[START OF DATA PROVIDED]
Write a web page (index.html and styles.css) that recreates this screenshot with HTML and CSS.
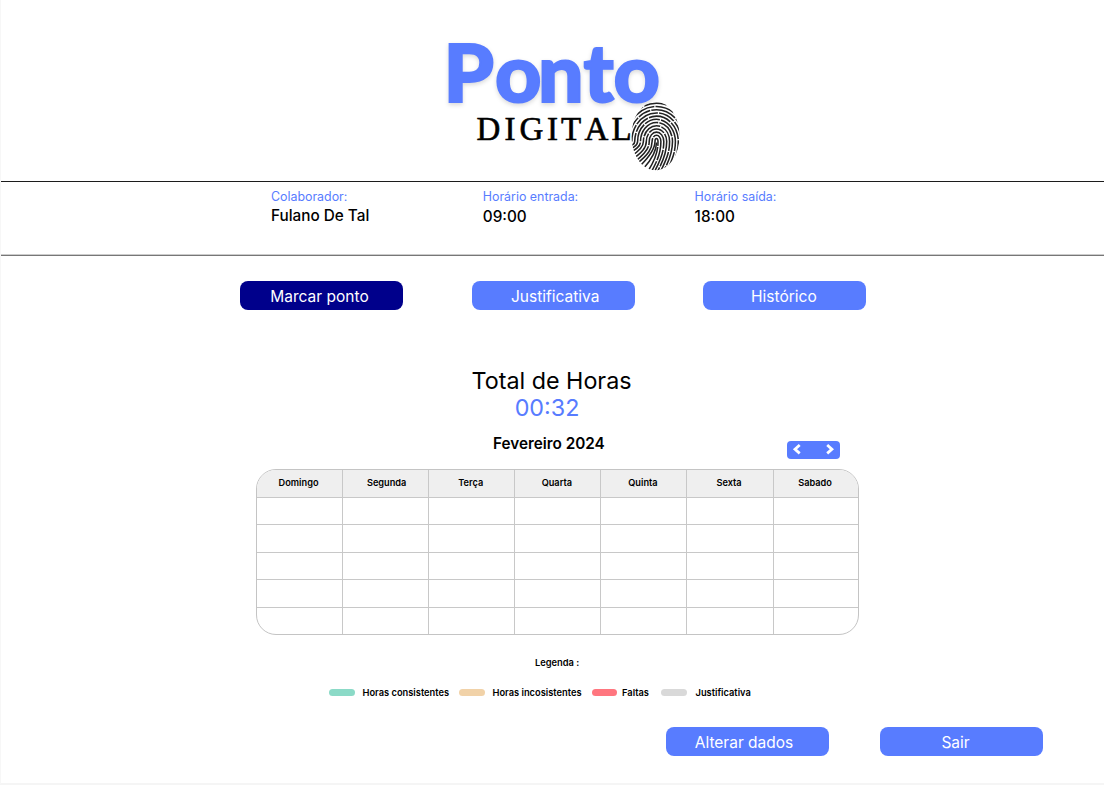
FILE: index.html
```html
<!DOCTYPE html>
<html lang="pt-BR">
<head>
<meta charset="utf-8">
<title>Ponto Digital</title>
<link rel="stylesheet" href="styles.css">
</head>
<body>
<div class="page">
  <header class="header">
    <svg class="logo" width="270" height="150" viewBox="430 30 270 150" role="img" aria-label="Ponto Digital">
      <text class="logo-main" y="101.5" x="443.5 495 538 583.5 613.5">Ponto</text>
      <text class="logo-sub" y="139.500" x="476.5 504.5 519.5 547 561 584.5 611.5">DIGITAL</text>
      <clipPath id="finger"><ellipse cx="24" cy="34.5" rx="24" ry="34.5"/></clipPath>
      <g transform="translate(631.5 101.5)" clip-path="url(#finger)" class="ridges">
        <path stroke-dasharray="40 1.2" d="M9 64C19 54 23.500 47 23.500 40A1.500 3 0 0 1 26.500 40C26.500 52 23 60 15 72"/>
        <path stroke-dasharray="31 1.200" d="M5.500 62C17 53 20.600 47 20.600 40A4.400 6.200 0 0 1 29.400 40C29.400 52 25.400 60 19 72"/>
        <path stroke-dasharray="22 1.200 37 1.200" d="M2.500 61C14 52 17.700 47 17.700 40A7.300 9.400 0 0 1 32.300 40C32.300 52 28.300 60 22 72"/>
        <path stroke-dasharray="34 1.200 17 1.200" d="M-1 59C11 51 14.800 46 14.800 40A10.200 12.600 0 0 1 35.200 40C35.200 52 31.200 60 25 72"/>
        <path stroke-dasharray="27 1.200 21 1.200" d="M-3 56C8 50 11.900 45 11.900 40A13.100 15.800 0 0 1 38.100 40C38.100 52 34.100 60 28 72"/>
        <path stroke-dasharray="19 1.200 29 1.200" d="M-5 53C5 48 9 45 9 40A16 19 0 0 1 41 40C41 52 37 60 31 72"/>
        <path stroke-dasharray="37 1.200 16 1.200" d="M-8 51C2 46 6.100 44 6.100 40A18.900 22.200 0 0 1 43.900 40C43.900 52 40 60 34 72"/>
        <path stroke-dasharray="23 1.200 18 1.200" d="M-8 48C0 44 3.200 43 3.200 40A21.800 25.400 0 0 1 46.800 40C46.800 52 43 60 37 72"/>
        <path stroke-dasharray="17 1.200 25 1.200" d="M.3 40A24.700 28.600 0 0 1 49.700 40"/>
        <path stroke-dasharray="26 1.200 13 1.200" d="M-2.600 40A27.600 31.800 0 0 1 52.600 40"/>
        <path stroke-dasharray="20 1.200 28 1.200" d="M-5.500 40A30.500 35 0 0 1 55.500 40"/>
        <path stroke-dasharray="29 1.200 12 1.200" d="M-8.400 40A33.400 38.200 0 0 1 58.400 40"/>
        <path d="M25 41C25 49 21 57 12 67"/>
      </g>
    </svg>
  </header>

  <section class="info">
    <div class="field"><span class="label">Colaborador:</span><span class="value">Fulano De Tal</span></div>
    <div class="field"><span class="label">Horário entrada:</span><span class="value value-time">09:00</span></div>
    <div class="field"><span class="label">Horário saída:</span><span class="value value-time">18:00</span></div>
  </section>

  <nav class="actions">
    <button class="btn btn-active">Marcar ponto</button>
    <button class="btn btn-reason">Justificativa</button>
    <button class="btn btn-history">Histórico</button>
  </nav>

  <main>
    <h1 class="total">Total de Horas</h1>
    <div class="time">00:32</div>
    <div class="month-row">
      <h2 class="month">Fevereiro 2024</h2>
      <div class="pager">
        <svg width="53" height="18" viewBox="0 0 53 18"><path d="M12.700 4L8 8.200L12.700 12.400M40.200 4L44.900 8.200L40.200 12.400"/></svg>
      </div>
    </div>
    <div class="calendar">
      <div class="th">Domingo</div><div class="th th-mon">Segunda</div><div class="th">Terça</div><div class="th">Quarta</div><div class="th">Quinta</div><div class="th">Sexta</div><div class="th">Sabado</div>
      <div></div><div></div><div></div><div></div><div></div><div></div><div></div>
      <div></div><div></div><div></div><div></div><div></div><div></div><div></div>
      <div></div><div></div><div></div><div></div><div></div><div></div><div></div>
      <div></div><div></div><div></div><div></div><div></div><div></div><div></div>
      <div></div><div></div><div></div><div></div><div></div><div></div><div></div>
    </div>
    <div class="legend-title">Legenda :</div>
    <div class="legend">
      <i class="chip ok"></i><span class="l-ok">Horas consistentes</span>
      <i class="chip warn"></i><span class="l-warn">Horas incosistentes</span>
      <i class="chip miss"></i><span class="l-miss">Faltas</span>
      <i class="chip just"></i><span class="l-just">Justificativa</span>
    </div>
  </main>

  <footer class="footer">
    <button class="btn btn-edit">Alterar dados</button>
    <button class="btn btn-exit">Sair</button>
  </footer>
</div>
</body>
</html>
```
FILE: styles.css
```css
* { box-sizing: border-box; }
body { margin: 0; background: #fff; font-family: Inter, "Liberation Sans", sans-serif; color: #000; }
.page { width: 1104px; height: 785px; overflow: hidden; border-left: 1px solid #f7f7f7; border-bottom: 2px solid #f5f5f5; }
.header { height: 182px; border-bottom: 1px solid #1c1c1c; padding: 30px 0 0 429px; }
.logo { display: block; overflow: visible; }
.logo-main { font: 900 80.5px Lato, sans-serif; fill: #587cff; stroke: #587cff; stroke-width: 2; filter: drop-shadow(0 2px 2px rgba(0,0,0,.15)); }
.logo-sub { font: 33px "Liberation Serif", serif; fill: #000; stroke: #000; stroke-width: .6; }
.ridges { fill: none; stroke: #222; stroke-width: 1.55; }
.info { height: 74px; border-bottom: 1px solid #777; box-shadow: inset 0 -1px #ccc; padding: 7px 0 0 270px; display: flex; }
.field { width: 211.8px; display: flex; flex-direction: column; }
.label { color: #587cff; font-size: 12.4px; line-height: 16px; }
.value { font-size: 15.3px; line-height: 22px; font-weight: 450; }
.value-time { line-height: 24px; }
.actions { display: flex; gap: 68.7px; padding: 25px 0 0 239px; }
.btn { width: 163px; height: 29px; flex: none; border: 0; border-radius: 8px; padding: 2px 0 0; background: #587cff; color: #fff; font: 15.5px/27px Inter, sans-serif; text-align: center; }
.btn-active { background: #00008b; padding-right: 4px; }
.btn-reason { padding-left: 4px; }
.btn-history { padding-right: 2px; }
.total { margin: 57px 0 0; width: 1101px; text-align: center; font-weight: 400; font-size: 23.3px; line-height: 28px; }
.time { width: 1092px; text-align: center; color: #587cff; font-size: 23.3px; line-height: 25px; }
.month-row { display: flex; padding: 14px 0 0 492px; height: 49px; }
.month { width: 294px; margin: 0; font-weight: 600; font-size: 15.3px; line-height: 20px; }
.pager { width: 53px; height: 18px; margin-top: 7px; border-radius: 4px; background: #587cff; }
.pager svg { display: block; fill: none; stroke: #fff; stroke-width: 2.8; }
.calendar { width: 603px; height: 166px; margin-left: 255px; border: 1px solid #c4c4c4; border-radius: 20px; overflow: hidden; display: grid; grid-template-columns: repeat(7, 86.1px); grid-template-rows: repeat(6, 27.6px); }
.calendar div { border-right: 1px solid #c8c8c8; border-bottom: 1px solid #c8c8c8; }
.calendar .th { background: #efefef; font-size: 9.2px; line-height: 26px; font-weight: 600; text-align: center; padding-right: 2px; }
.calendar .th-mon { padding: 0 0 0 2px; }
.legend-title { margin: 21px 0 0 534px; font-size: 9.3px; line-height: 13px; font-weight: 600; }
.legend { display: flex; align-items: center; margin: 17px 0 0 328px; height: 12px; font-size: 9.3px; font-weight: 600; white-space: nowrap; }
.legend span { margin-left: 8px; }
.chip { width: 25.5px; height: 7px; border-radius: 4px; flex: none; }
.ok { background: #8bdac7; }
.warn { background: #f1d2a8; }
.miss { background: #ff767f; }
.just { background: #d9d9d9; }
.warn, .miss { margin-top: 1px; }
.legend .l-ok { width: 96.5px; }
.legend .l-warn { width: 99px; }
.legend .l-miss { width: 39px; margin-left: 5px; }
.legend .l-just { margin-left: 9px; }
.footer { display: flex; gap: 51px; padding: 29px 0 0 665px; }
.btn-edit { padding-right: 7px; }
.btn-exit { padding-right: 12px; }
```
[END OF DATA PROVIDED]
TO BE DONE:
Search the lines above for the string "index", then show every one that has it.

WORKED ANSWER:
Write a web page (index.html and styles.css) that recreates this screenshot with HTML and CSS.
FILE: index.html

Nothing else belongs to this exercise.